The 113th edition of the Tour de France gets underway on Saturday, 4 July in Barcelona, the Catalan capital, before concluding on 26 July on the Champs-Élysées in Paris. It marks the 27th time the race has started outside France — previous editions have launched from Germany, Luxembourg, Belgium, Ireland, Denmark, and, in 1982, Basel in Switzerland. The 2026 route covers 3,333 kilometres and 54,450 metres of climbing across 21 stages, roughly 3,000 metres more ascent than last year, continuing a trend of the race growing harder with each edition.
The opening stage in Barcelona introduces a notable first: a team time trial, a format not used to start the Tour since 1971, when Eddy Merckx's squad won in Mulhouse on the way to overall victory. Unlike standard team time trials, times will be recorded individually rather than based on the fifth rider across the line, though all teammates will start together. The race moves quickly into the mountains — a Pyrenean summit finish arrives as early as Monday of the first week, leaving riders almost no time to find their rhythm. The route also passes through the Massif Central, the Vosges, and the Jura before the final week in the Alps, where riders will tackle the Col du Tourmalet (making its 87th Tour appearance), the Col du Galibier at 2,642 metres — the race's highest point — and, on two consecutive days, the famous 21-hairpin climb to Alpe d'Huez. The Paris finale again includes three ascents of the steep Montmartre hill rather than a flat sprint finish.
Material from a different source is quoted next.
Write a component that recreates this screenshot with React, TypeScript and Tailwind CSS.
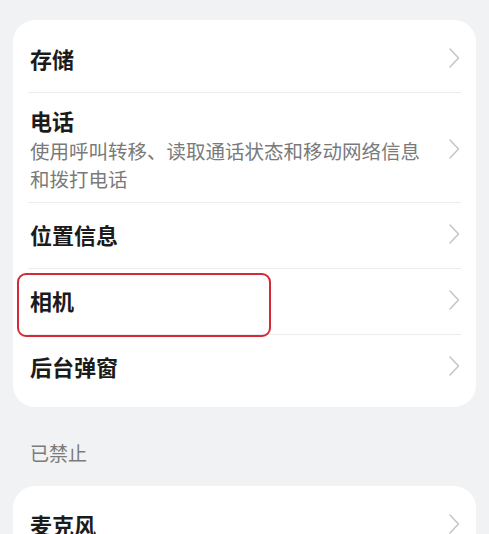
import React from 'react'

const font = { fontFamily: '"Noto Sans CJK SC", "Noto Sans", sans-serif' }

const Chevron = () => (
  <svg width="12" height="22" viewBox="0 0 12 22" fill="none" className="shrink-0">
    <path d="M2 2l8.5 9L2 20" stroke="#c6c6c8" strokeWidth="1.6" strokeLinecap="round" strokeLinejoin="round" />
  </svg>
)

interface RowProps {
  title: string
  subtitle?: string
  highlight?: boolean
  divider?: boolean
}

const Row: React.FC<RowProps> = ({ title, subtitle, highlight, divider = true }) => (
  <div className="relative">
    <div className={`flex items-center justify-between pl-[17px] pr-[16px] ${subtitle ? 'pt-[12px] pb-[9px]' : 'h-[65px] pb-[3px]'}`}>
      <div className="flex-1 pr-6">
        <div className="text-[22px] leading-[30px] font-semibold text-[#1b1b1b]">{title}</div>
        {subtitle && (
          <div className="text-[19.5px] leading-[28px] text-[#7a7a7a] mt-[2px]">{subtitle}</div>
        )}
      </div>
      <Chevron />
    </div>
    {highlight && (
      <div className="absolute left-[4px] top-[4px] w-[254px] h-[64px] rounded-[9px] border-[2.5px] border-[#d42a35]" />
    )}
    {divider && <div className="mx-[15px] h-px bg-[#ececee]" />}
  </div>
)

export default function App() {
  return (
    <div className="w-[489px] h-[534px] overflow-hidden bg-[#f1f2f4]" style={font}>
      <div className="pt-[20px] px-[13px]">
        <div className="bg-white rounded-[22px] py-[7px]">
          <Row title="存储" />
          <Row title="电话" subtitle="使用呼叫转移、读取通话状态和移动网络信息和拨打电话" />
          <Row title="位置信息" />
          <Row title="相机" highlight />
          <Row title="后台弹窗" divider={false} />
        </div>
        <div className="pl-[17px] pt-[32px] pb-[19px] text-[19px] leading-[28px] text-[#7b7b7b]">已禁止</div>
        <div className="bg-white rounded-[22px] pt-[7px]">
          <Row title="麦克风" />
        </div>
      </div>
    </div>
  )
}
The favourites arrived in Barcelona projecting calm confidence. Tadej Pogacar, the Slovenian rider who won in 2020, 2021, 2024 and 2025, has been in formidable form this season, claiming three spring classics — Milan–San Remo, the Tour of Flanders and Liège–Bastogne–Liège — as well as the Tour de Romandie and the Tour de Suisse. His Danish rival Jonas Vingegaard, winner in 2022 and 2023, arrives fresh from winning the Giro d'Italia in May, a race he dominated with five stage victories. Belgian Remco Evenepoel, 25, is also considered a serious contender, having spent two months away from racing to sharpen his preparation. "I have worked for it," Evenepoel said. "The training numbers were quite good."
Pogacar, relaxed and characteristically direct, dismissed suggestions he might target ten stage wins. "I want to win 21 stages," he said with a grin, before clarifying: "But I think that is not really achievable. Ten isn't either. The main goal is the whole thing." Vingegaard, speaking in the shadow of Barcelona's Sagrada Família basilica, said he had taken a week off after the Giro before returning to training. "I feel ready for the race, but the time will tell."
Adding a cultural footnote to the Barcelona start, former FC Barcelona and Spain footballer Andrés Iniesta — one of the city's most celebrated figures — now co-owns a professional cycling team, having taken over Israel–Premier Tech through his sport and entertainment company Never Say Never. Iniesta, who grew up watching the Tour during summer holidays and idolised five-time Tour winner Miguel Indurain, described his introduction to professional cycling's inner workings as a revelation. "Everything is done to the millimetre," he said. "It is a very special, unique world from the inside."
With more climbing, fewer easy days, and three generational talents at peak form, the 2026 Tour promises to be among the most demanding and closely contested in recent memory.